Leaving out every picture, copy the lines of the data exactly, from the first through the line containing "const BG = '#ECEADB';".
--
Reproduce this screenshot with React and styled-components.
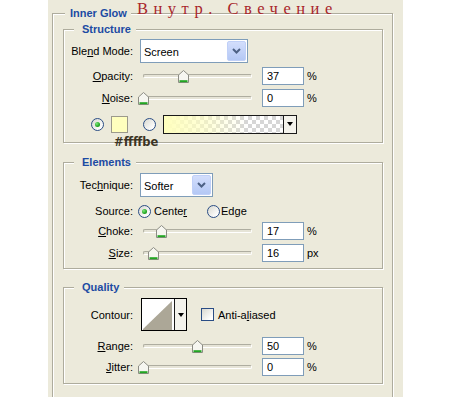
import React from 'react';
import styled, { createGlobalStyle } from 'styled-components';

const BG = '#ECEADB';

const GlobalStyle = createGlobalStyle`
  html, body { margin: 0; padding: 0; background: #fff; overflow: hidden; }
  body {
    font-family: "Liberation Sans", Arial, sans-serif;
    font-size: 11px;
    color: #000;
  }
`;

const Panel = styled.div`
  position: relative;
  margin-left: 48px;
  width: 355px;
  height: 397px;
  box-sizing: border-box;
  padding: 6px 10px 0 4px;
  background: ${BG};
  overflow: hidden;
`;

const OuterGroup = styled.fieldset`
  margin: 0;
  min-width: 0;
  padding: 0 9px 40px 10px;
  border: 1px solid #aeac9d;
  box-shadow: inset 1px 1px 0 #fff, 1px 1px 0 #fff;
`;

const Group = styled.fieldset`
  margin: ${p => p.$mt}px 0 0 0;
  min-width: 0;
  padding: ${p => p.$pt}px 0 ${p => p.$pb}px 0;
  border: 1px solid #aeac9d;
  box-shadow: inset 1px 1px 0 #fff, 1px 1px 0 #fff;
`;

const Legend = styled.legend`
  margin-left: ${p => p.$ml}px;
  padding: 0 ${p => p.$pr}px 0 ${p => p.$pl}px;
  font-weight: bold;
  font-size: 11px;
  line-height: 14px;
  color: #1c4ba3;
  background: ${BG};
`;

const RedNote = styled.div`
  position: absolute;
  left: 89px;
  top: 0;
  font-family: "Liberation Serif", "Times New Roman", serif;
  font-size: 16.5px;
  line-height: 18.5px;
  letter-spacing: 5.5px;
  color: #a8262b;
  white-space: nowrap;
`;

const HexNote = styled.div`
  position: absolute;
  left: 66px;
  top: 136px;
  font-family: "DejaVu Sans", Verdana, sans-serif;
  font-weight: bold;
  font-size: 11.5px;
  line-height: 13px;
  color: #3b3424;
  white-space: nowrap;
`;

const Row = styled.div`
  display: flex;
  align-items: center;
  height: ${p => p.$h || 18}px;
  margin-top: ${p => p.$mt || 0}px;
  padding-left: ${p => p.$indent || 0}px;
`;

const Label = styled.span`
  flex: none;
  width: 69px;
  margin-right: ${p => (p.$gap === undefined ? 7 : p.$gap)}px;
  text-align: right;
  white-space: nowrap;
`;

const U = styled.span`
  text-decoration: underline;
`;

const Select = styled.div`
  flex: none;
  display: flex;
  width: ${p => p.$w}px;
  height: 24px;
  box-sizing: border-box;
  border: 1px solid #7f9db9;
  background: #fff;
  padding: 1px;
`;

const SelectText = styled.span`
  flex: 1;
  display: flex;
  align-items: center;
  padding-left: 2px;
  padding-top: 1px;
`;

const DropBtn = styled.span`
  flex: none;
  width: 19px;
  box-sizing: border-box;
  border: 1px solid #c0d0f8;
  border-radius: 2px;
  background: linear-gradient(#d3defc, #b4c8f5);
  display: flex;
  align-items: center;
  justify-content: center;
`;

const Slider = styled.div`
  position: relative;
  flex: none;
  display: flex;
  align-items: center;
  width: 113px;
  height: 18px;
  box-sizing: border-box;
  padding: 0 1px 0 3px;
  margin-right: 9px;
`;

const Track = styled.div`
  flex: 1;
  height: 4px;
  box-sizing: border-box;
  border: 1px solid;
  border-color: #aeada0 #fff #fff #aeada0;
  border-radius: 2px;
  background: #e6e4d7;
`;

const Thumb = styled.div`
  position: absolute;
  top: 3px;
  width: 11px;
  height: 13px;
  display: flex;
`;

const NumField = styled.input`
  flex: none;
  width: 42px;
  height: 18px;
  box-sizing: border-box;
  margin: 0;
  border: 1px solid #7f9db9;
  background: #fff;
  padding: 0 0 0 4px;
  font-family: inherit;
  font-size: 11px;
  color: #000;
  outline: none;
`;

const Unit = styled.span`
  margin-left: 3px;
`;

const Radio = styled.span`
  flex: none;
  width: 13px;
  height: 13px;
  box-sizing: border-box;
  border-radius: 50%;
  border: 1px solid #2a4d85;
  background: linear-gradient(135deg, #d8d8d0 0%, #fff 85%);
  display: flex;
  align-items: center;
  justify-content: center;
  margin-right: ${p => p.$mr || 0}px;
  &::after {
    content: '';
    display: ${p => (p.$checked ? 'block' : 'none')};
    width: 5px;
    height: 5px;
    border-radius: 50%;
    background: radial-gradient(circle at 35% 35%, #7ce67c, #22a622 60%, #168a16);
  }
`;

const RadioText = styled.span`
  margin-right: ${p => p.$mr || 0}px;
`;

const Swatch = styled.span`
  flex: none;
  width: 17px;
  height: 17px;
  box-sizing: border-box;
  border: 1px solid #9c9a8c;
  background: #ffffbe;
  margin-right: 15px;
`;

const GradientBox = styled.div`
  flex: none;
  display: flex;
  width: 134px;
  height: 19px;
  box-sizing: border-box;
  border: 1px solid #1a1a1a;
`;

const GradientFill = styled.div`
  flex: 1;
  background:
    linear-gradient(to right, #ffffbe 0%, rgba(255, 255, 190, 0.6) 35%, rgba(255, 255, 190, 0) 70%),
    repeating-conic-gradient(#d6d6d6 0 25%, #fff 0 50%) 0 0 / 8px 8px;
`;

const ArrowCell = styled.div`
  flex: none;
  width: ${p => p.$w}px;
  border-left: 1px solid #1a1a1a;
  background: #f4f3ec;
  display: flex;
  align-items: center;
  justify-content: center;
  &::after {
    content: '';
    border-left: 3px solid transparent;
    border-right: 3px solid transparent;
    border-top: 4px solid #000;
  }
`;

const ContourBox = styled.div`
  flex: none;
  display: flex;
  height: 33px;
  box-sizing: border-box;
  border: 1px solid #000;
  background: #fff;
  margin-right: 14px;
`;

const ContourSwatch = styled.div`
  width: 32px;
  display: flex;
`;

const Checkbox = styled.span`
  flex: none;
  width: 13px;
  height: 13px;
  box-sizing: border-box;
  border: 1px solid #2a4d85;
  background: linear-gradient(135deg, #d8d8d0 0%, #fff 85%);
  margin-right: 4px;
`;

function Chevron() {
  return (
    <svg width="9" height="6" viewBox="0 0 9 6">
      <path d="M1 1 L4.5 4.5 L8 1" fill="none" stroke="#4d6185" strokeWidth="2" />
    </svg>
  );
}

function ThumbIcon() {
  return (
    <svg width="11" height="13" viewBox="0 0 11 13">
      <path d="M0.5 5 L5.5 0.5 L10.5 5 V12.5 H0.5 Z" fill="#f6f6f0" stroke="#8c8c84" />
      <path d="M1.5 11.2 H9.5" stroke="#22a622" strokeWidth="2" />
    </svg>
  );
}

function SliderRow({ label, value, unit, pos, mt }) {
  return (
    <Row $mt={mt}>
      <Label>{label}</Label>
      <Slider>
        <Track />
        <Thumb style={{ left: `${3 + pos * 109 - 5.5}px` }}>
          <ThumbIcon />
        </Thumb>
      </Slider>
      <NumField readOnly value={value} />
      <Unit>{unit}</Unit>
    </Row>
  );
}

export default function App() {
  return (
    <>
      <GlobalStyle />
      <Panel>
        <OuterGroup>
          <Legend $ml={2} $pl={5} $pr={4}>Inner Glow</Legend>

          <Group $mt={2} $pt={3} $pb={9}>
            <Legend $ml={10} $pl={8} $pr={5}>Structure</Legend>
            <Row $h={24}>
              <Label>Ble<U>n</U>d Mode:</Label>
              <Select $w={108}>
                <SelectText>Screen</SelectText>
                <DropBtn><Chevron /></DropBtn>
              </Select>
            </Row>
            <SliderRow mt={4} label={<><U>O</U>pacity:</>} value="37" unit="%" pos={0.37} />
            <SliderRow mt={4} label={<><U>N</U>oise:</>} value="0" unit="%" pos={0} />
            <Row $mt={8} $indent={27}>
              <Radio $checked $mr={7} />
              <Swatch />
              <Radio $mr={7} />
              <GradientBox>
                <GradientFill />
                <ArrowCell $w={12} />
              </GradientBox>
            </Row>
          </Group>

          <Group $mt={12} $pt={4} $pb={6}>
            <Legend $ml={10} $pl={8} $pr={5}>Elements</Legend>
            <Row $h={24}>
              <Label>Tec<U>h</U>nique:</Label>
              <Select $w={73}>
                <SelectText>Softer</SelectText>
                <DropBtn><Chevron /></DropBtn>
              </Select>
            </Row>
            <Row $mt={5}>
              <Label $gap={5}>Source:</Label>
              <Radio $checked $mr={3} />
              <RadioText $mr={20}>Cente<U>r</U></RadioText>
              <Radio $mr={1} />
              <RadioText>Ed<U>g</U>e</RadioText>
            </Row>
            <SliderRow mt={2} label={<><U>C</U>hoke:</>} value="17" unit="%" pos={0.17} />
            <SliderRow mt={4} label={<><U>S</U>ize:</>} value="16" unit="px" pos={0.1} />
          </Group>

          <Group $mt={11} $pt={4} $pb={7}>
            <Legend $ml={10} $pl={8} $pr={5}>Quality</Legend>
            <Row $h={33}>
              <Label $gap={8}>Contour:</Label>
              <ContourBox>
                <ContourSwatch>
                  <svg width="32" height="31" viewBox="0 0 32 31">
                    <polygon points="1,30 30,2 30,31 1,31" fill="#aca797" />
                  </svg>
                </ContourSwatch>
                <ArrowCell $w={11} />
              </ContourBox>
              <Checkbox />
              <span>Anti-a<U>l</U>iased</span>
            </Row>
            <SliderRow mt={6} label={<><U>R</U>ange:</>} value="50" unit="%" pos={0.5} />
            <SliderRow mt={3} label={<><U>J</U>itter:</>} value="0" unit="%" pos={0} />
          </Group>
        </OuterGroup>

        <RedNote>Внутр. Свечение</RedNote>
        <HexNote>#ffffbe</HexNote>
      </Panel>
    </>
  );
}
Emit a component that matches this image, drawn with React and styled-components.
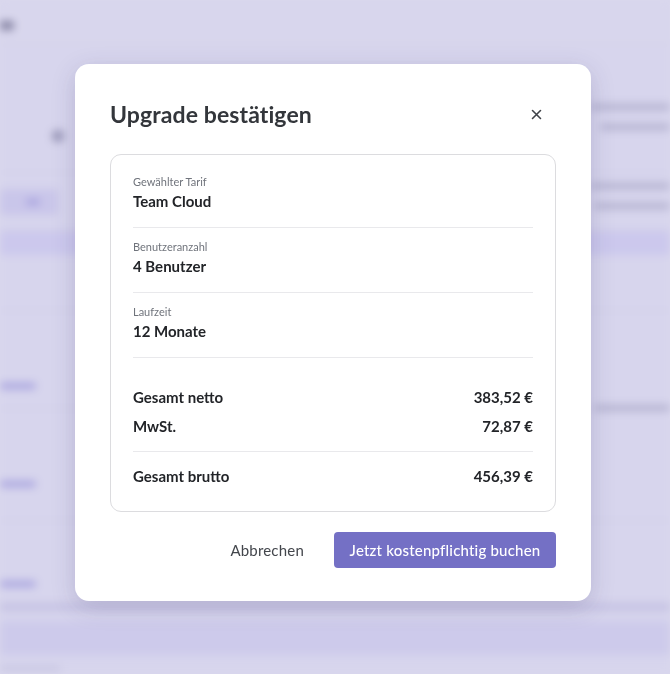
--
THE REPLY
Reproduce this screenshot with React and styled-components.
import React from 'react';
import styled, { createGlobalStyle } from 'styled-components';

const BG = '#ECEADB';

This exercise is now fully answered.